Entries supplied:
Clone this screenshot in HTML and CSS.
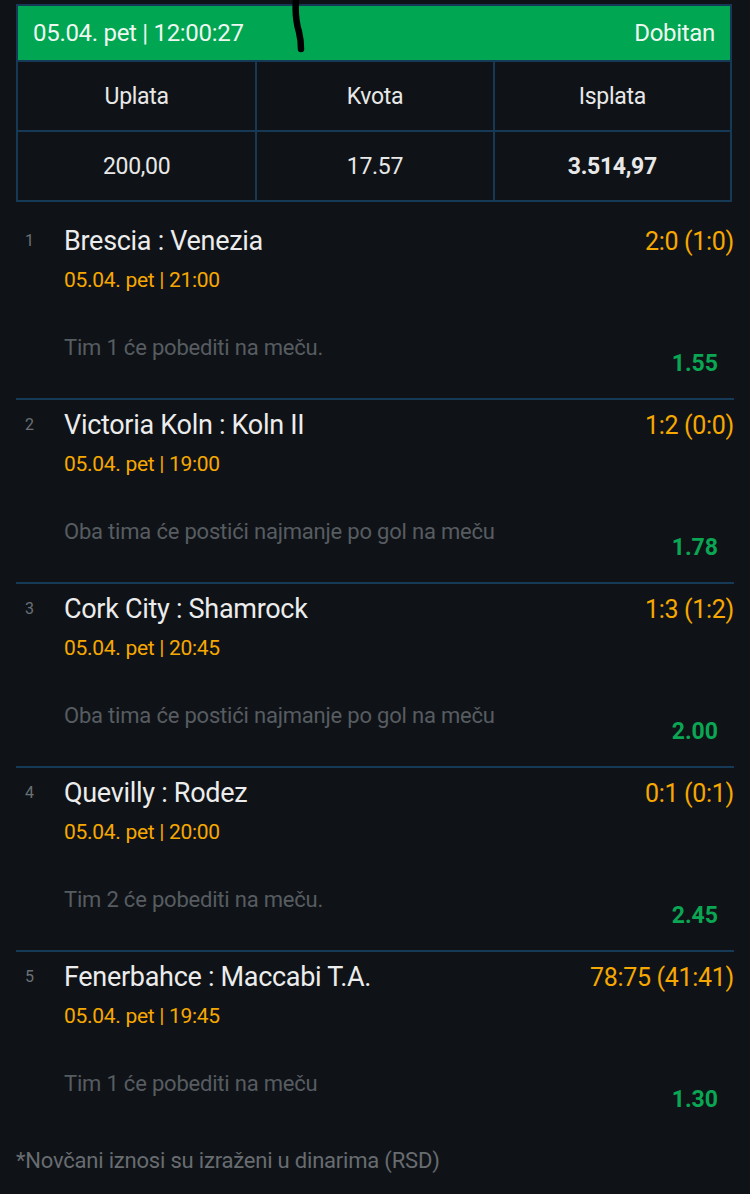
FILE: index.html
```html
<!DOCTYPE html>
<html lang="sr">
<head>
    <meta charset="UTF-8">
    <meta name="viewport" content="width=device-width, initial-scale=1.0">
    <title>Tiket</title>
    <link rel="stylesheet" href="styles.css">
</head>
<body>
    <div class="ticket">
        <div class="summary">
            <div class="status-bar">
                <span>05.04. pet | 12:00:27</span>
                <span>Dobitan</span>
            </div>
            <div class="summary-grid">
                <div class="cell">Uplata</div>
                <div class="cell">Kvota</div>
                <div class="cell">Isplata</div>
                <div class="cell">200,00</div>
                <div class="cell">17.57</div>
                <div class="cell strong">3.514,97</div>
            </div>
            <svg class="scribble" width="20" height="54" viewBox="0 0 20 54">
                <path d="M7 0 C6 12 7 22 10 32 C12 40 12 45 12 49" fill="none" stroke="#000" stroke-width="6.5" stroke-linecap="round"/>
            </svg>
        </div>

        <div class="matches">
            <div class="match">
                <div class="num">1</div>
                <div class="info">
                    <div class="top-line">
                        <span class="teams">Brescia : Venezia</span>
                        <span class="score">2:0 (1:0)</span>
                    </div>
                    <div class="date">05.04. pet | 21:00</div>
                    <div class="bottom-line">
                        <span class="tip">Tim 1 će pobediti na meču.</span>
                        <span class="odd">1.55</span>
                    </div>
                </div>
            </div>
            <div class="match">
                <div class="num">2</div>
                <div class="info">
                    <div class="top-line">
                        <span class="teams">Victoria Koln : Koln II</span>
                        <span class="score">1:2 (0:0)</span>
                    </div>
                    <div class="date">05.04. pet | 19:00</div>
                    <div class="bottom-line">
                        <span class="tip">Oba tima će postići najmanje po gol na meču</span>
                        <span class="odd">1.78</span>
                    </div>
                </div>
            </div>
            <div class="match">
                <div class="num">3</div>
                <div class="info">
                    <div class="top-line">
                        <span class="teams">Cork City : Shamrock</span>
                        <span class="score">1:3 (1:2)</span>
                    </div>
                    <div class="date">05.04. pet | 20:45</div>
                    <div class="bottom-line">
                        <span class="tip">Oba tima će postići najmanje po gol na meču</span>
                        <span class="odd">2.00</span>
                    </div>
                </div>
            </div>
            <div class="match">
                <div class="num">4</div>
                <div class="info">
                    <div class="top-line">
                        <span class="teams">Quevilly : Rodez</span>
                        <span class="score">0:1 (0:1)</span>
                    </div>
                    <div class="date">05.04. pet | 20:00</div>
                    <div class="bottom-line">
                        <span class="tip">Tim 2 će pobediti na meču.</span>
                        <span class="odd">2.45</span>
                    </div>
                </div>
            </div>
            <div class="match">
                <div class="num">5</div>
                <div class="info">
                    <div class="top-line">
                        <span class="teams">Fenerbahce : Maccabi T.A.</span>
                        <span class="score">78:75 (41:41)</span>
                    </div>
                    <div class="date">05.04. pet | 19:45</div>
                    <div class="bottom-line">
                        <span class="tip">Tim 1 će pobediti na meču</span>
                        <span class="odd">1.30</span>
                    </div>
                </div>
            </div>
        </div>

        <p class="note">*Novčani iznosi su izraženi u dinarima (RSD)</p>
    </div>
</body>
</html>
```

FILE: styles.css
```css
body {
    margin: 0;
    padding: 4px 16px 0;
    background-color: #0f1317;
    color: #e8e8e8;
    font-family: Roboto, "Liberation Sans", sans-serif;
}

.ticket {
    width: 718px;
}

.summary {
    position: relative;
    width: 716px;
    border: 2px solid #163a56;
    box-sizing: border-box;
}

.status-bar {
    display: flex;
    justify-content: space-between;
    align-items: center;
    height: 54px;
    padding: 0 15px;
    background: #00a651;
    color: #eef8f1;
    font-size: 24px;
    letter-spacing: -0.3px;
}

.summary-grid {
    display: grid;
    grid-template-columns: 1fr 1fr 1fr;
}

.cell {
    height: 68px;
    display: flex;
    align-items: center;
    justify-content: center;
    font-size: 23px;
    letter-spacing: -0.3px;
    border-top: 2px solid #163a56;
    border-left: 2px solid #163a56;
}

.cell:nth-child(3n+1) {
    border-left: none;
}

.cell.strong {
    font-weight: bold;
}

.scribble {
    position: absolute;
    left: 271px;
    top: -6px;
}

.matches {
    margin-top: 14px;
}

.match {
    display: flex;
    height: 182px;
    border-bottom: 2px solid #163a56;
}

.match:last-child {
    border-bottom: none;
}

.num {
    width: 48px;
    padding-top: 15px;
    padding-left: 9px;
    box-sizing: border-box;
    font-size: 16px;
    color: #6b7075;
}

.info {
    flex: 1;
    padding-top: 9px;
}

.top-line {
    display: flex;
    justify-content: space-between;
    align-items: center;
    height: 32px;
}

.teams {
    font-size: 27px;
    letter-spacing: -0.3px;
    color: #ececec;
}

.score {
    font-size: 25px;
    letter-spacing: -0.3px;
    color: #f7a800;
}

.date {
    margin-top: 10px;
    height: 26px;
    line-height: 26px;
    font-size: 21px;
    letter-spacing: -0.3px;
    color: #f7a800;
}

.bottom-line {
    display: flex;
    justify-content: space-between;
    margin-top: 42px;
    padding-right: 16px;
}

.tip {
    line-height: 26px;
    font-size: 22px;
    letter-spacing: -0.2px;
    color: #575c61;
}

.odd {
    margin-top: 16px;
    line-height: 26px;
    font-size: 23px;
    font-weight: bold;
    color: #0aa653;
}

.note {
    margin: 14px 0 0;
    font-size: 22px;
    letter-spacing: -0.2px;
    color: #686c71;
}
```
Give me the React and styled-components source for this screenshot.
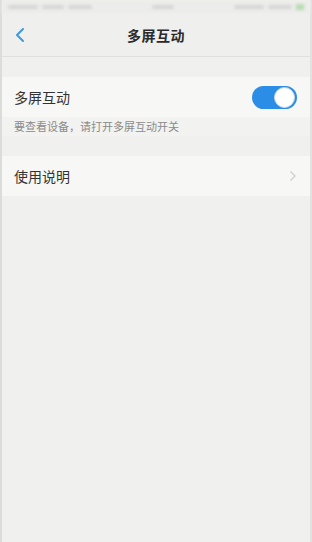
import React, { useState } from "react";
import styled, { createGlobalStyle } from "styled-components";

const GlobalStyle = createGlobalStyle`
  html, body {
    margin: 0;
    padding: 0;
    background: #f0f0ee;
  }
  body {
    font-family: "Noto Sans CJK SC", "Noto Sans", sans-serif;
  }
`;

const Screen = styled.div`
  width: 312px;
  height: 542px;
  box-sizing: border-box;
  background: #f0f0ee;
  border-left: 2px solid #dcdcda;
  border-right: 2px solid #e2e2e0;
  display: flex;
  flex-direction: column;
`;

const StatusBar = styled.div`
  height: 14px;
  display: flex;
  align-items: center;
  justify-content: space-between;
  padding: 0 6px;
  background: #ececea;
  filter: blur(1.5px);
`;

const StatusGroup = styled.div`
  display: flex;
  align-items: center;
  gap: 4px;
`;

const Blob = styled.span`
  width: ${(p) => p.$w}px;
  height: 4px;
  border-radius: 2px;
  background: #d6d6d4;
`;

const Battery = styled.span`
  width: 8px;
  height: 6px;
  background: #b7dcb2;
`;

const Header = styled.div`
  height: 42px;
  display: flex;
  align-items: center;
  justify-content: center;
  position: relative;
  background: #efefed;
  border-bottom: 1px solid #e0e0de;
`;

const BackIcon = styled.svg`
  position: absolute;
  left: 12px;
  top: 13px;
`;

const Title = styled.span`
  font-size: 14px;
  font-weight: 700;
  color: #2a2a2a;
  letter-spacing: 0.5px;
`;

const Row = styled.div`
  height: 40px;
  margin-top: ${(p) => p.$top || 0}px;
  display: flex;
  align-items: center;
  justify-content: space-between;
  padding: 0 13px 0 12px;
  background: #f7f7f5;
  font-size: 14px;
  color: #333;
`;

const Hint = styled.div`
  height: 17px;
  padding: 2px 0 0 12px;
  font-size: 11px;
  line-height: 14px;
  color: #8a8a8a;
  background: #f2f2f0;
`;

const Toggle = styled.div`
  width: 45px;
  height: 23px;
  border-radius: 12px;
  background: ${(p) => (p.$on ? "#2c8de6" : "#d9d9d9")};
  position: relative;
  cursor: pointer;
  &::after {
    content: "";
    position: absolute;
    top: 1px;
    left: ${(p) => (p.$on ? "22px" : "1px")};
    width: 19px;
    height: 19px;
    border-radius: 50%;
    background: #fff;
    border: 1px solid #c8d6e2;
  }
`;

export default function App() {
  const [on, setOn] = useState(true);
  return (
    <>
      <GlobalStyle />
      <Screen>
        <StatusBar>
          <StatusGroup>
            <Blob $w={30} />
            <Blob $w={22} />
            <Blob $w={24} />
          </StatusGroup>
          <Blob $w={22} />
          <StatusGroup>
            <Blob $w={30} />
            <Blob $w={24} />
            <Battery />
          </StatusGroup>
        </StatusBar>
        <Header>
          <BackIcon width="12" height="16" viewBox="0 0 12 16">
            <path d="M9 2 L3 8 L9 14" fill="none" stroke="#3c9ae0" strokeWidth="2" strokeLinecap="round" strokeLinejoin="round" />
          </BackIcon>
          <Title>多屏互动</Title>
        </Header>
        <Row $top={20}>
          <span>多屏互动</span>
          <Toggle $on={on} onClick={() => setOn(!on)} />
        </Row>
        <Hint>要查看设备，请打开多屏互动开关</Hint>
        <Row $top={20}>
          <span>使用说明</span>
          <svg width="8" height="12" viewBox="0 0 8 12">
            <path d="M1.5 1.5 L6 6 L1.5 10.5" fill="none" stroke="#cfcfcf" strokeWidth="1.3" />
          </svg>
        </Row>
      </Screen>
    </>
  );
}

Work required: Pick out, from the lines above, every one that contains the string "this".

Problem solution:
Clone this screenshot in HTML and CSS.
Give me the React and styled-components source for this screenshot.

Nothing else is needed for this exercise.